EU Environment Commissioner Connie Hedegaard said they aim to award remaining funding for renewable energy and CCS projects within the coming 12 months.

IEA: Coal will be the largest single source of energy by the end of the decade according to the International Energy Agency (IEA). The watchdog’s latest coal report shows that demand, largely from China and India with no signs of the demand slowing.

“Without progress in Carbon Capture and Storage, and if other countries cannot replicate the US experience and reduce coal demand [by using more gas], coal faces the risk of a potential climate policy backlash,” said Maria van der Hoeven, the IEA’s executive director. (IEA)

UK: The government could be set for a rebellion on its decision not to introduce a decarbonisation target for the country’s electricity generators. The new energy bill, still being processed, excluded a plan to cut the amount of carbon emitted per unit of electricity generated by a factor of eight. The opposition and the government’s junior coalition partner both back the proposal, which Conservative MP Tim Yeo says is necessary to create a consistent policy environment for investors.

The UK is looking to attract £110bn of investment in its energy infrastructure by 2020. (The Guardian)

EU: Countries in Europe could get an estimated 59% increase in revenue from the sale of carbon allowances over the next three years if plans to strengthen the EU Emissions Trading Scheme are implemented, according to an internal commission note.
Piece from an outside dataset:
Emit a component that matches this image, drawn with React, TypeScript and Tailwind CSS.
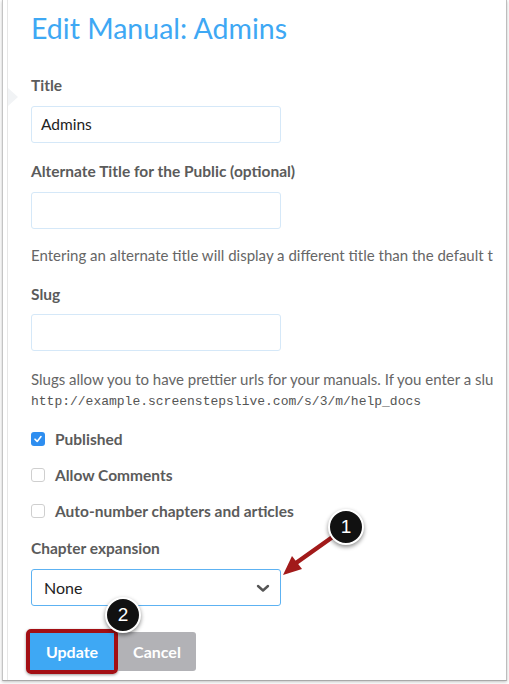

The Commission proposal – known as backloading – would remove permits from the first three years of the next phase of the carbon market (2013-2015) and put them back on the market at the end of it (2019-2020). (Reuters)

China/India: An explosion of car use has made fast-growing Asian cities, primarily in India and China, the centre of global air pollution. Now a new study published by the Lancet says that the surge in car use in south and east Asia could have led to 2.1 million premature deaths in 2010. (Guardian)

US: Hurricane Sandy may have led to a renewed focus on carbon markets in the US, with a series of reports highlighting the economic and social implications of climate change. The Investment Week climate conference last week heard that companies are increasingly being forced to respond to climate threats. (Business Green)

New Zealand: Climate Change Minister Tim Groser has announced that two types of international carbon credits will be banned from the New Zealand Emissions Trading Scheme. Under the changes, Emissions Reduction Units generated from industrial gas destruction projects and Certified Emission Reduction units from large-scale hydropower projects that do not meet international guidelines with be excluded from the scheme.